New sequence : Primes for which SQRT(A000040(n)) < A001223(n)

Dean Hickerson dean at math.ucdavis.edu
Tue Dec 12 23:33:29 CET 2006


Remi Eismann wrote:

> Primes p for which there are no primes between p and p+ln(p)^2 :
> 2,3,7
> Conjecture : this sequence is finite and complete = Cramer's conjecture (If
> I understood well)

No.  Cramer's conjecture says that for any positive number C<1, there are
infinitely many primes p for which there are no primes between p and
p + C log(p)^2,  and for any C>1, there are only finitely many such primes p.
It doesn't say anything about the case C=1.

> Primes p for which there are no primes between p and p+sqrt(p) :
> 3,7,13,23,31,113
> srqt(p) > ln(p)^2 for p=2, p=3 and p in (5507, infinity)
> this sequence is finite and complete because of the Cramer's conjecture.
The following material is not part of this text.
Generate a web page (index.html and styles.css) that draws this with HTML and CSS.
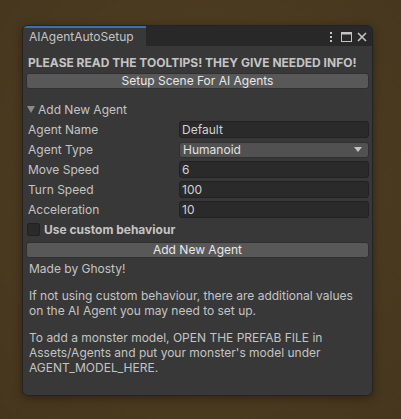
FILE: index.html
```html
<!DOCTYPE html>
<html>
<head>
<meta charset="utf-8">
<link rel="stylesheet" href="styles.css">
</head>
<body>
<div class="window">
  <div class="titlebar">
    <div class="tab">AIAgentAutoSetup</div>
    <div class="controls">
      <svg class="kebab" width="4" height="10" viewBox="0 0 4 10"><rect x="1" y="0" width="2" height="2" fill="#c4c4c4"/><rect x="1" y="4" width="2" height="2" fill="#c4c4c4"/><rect x="1" y="8" width="2" height="2" fill="#c4c4c4"/></svg>
      <svg class="max" width="11" height="10" viewBox="0 0 11 10"><rect x="0.5" y="0.5" width="10" height="9" fill="none" stroke="#c4c4c4"/><rect x="0.5" y="0.5" width="10" height="2" fill="#c4c4c4"/></svg>
      <svg class="close" width="10" height="10" viewBox="0 0 10 10"><path d="M1 1 L9 9 M9 1 L1 9" stroke="#c4c4c4" stroke-width="1.6"/></svg>
    </div>
  </div>
  <div class="content">
    <div class="heading">PLEASE READ THE TOOLTIPS! THEY GIVE NEEDED INFO!</div>
    <div class="button">Setup Scene For AI Agents</div>
    <div class="foldout"><span class="tri"></span>Add New Agent</div>
    <div class="row"><span class="label">Agent Name</span><span class="field">Default</span></div>
    <div class="row"><span class="label">Agent Type</span><span class="dropdown">Humanoid<span class="arrow"></span></span></div>
    <div class="row"><span class="label">Move Speed</span><span class="field">6</span></div>
    <div class="row"><span class="label">Turn Speed</span><span class="field">100</span></div>
    <div class="row"><span class="label">Acceleration</span><span class="field">10</span></div>
    <div class="checkrow"><span class="checkbox"></span><span class="boldlabel">Use custom behaviour</span></div>
    <div class="button">Add New Agent</div>
    <p class="text first">Made by Ghosty!</p>
    <p class="text second">If not using custom behaviour, there are additional values on the AI Agent you may need to set up.</p>
    <p class="text third">To add a monster model, OPEN THE PREFAB FILE in Assets/Agents and put your monster's model under AGENT_MODEL_HERE.</p>
  </div>
</div>
</body>
</html>
```
FILE: styles.css
```css
html, body {
  margin: 0;
  padding: 0;
}
body {
  width: 401px;
  height: 419px;
  background: radial-gradient(ellipse at 50% 45%, #4f3e22 0%, #4a3a20 60%, #45361d 100%);
  font-family: Inter, "Noto Sans", sans-serif;
  font-size: 12px;
  color: #c4c4c4;
  overflow: hidden;
  padding-top: 25px;
  box-sizing: border-box;
}
.window {
  margin-left: 22px;
  width: 351px;
  height: 371px;
  background: #383838;
  border: 1px solid #232323;
  border-radius: 6px;
  overflow: hidden;
  box-sizing: border-box;
  box-shadow: 0 2px 10px rgba(0,0,0,0.35);
}
.titlebar {
  height: 20px;
  background: #282828;
  display: flex;
  align-items: stretch;
}
.tab {
  width: 123px;
  background: #383838;
  border-top: 2px solid #3a72b0;
  box-sizing: border-box;
  padding-left: 6px;
  line-height: 18px;
  color: #c4c4c4;
  font-size: 12px;
}
.controls {
  margin-left: auto;
  display: flex;
  align-items: center;
  padding-right: 5px;
}
.kebab { margin-right: 8px; margin-top: 1px; }
.max { margin-right: 5px; margin-top: 1px; }
.close { margin-top: 1px; }
.content {
  padding: 8px 3px 0 3px;
}
.heading {
  font-weight: bold;
  height: 18px;
  line-height: 18px;
  padding-left: 2px;
}
.button {
  height: 16px;
  box-sizing: border-box;
  background: #585858;
  border: 1px solid #303030;
  border-radius: 3px;
  color: #e8e8e8;
  text-align: center;
  line-height: 14px;
  margin-top: 1px;
}
.foldout {
  margin-top: 12px;
  height: 17px;
  line-height: 17px;
  display: flex;
  align-items: center;
  color: #c4c4c4;
}
.tri {
  width: 0;
  height: 0;
  border-left: 4px solid transparent;
  border-right: 4px solid transparent;
  border-top: 7px solid #8a8a8a;
  margin-left: 1px;
  margin-right: 3px;
}
.row {
  display: flex;
  align-items: center;
  height: 17px;
  margin-top: 3px;
}
.label {
  width: 152px;
  padding-left: 2px;
}
.field {
  width: 191px;
  height: 17px;
  box-sizing: border-box;
  background: #2a2a2a;
  border: 1px solid #212121;
  border-radius: 3px;
  padding-left: 2px;
  line-height: 15px;
  color: #d2d2d2;
}
.dropdown {
  width: 191px;
  height: 16px;
  box-sizing: border-box;
  background: #515151;
  border: 1px solid #303030;
  border-radius: 3px;
  padding-left: 3px;
  line-height: 14px;
  color: #e0e0e0;
  display: flex;
  align-items: center;
}
.arrow {
  margin-left: auto;
  margin-right: 6px;
  width: 0;
  height: 0;
  border-left: 4px solid transparent;
  border-right: 4px solid transparent;
  border-top: 5px solid #c4c4c4;
}
.checkrow {
  display: flex;
  align-items: center;
  height: 18px;
  margin-top: 2px;
}
.checkbox {
  width: 13px;
  height: 13px;
  box-sizing: border-box;
  background: #2a2a2a;
  border: 1px solid #212121;
  border-radius: 2px;
  margin-left: 1px;
  margin-right: 4px;
}
.boldlabel {
  font-weight: bold;
}
.checkrow + .button {
  margin-top: 4px;
}
.text {
  margin: 0;
  padding-left: 3px;
  line-height: 15px;
  color: #c4c4c4;
}
.text.first {
  margin-top: 3px;
}
.text.second {
  margin-top: 12px;
}
.text.third {
  margin-top: 12px;
}
```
Cramer's conjecture would imply that the sequence is finite, but not that
it's complete.

> Cramer made his conjecture considering the Riemann hypothesis as true.

I don't think he made that assumption.


 From what I've read, Cramer's conjecture is based on a probabilistic model
of primes:  If you define a set S by independently putting each positive
integer n into S with probability 1/log(n), then, with probability 1,
S will satisfy  lim sup (s(n+1)-s(n))/log(s(n))^2 = 1,  where s(n) is the
i'th element of S.  (So assuming that the set of primes is typical among
such sets, it's reasonable to guess that Cramer's conjecture is true.)
Does anyone on this list know how that result is proved?  And what is the
probability that such a set satisfies  s(n+1)-s(n) < log(s(n))^2  for
all n?  Or for all sufficiently large n?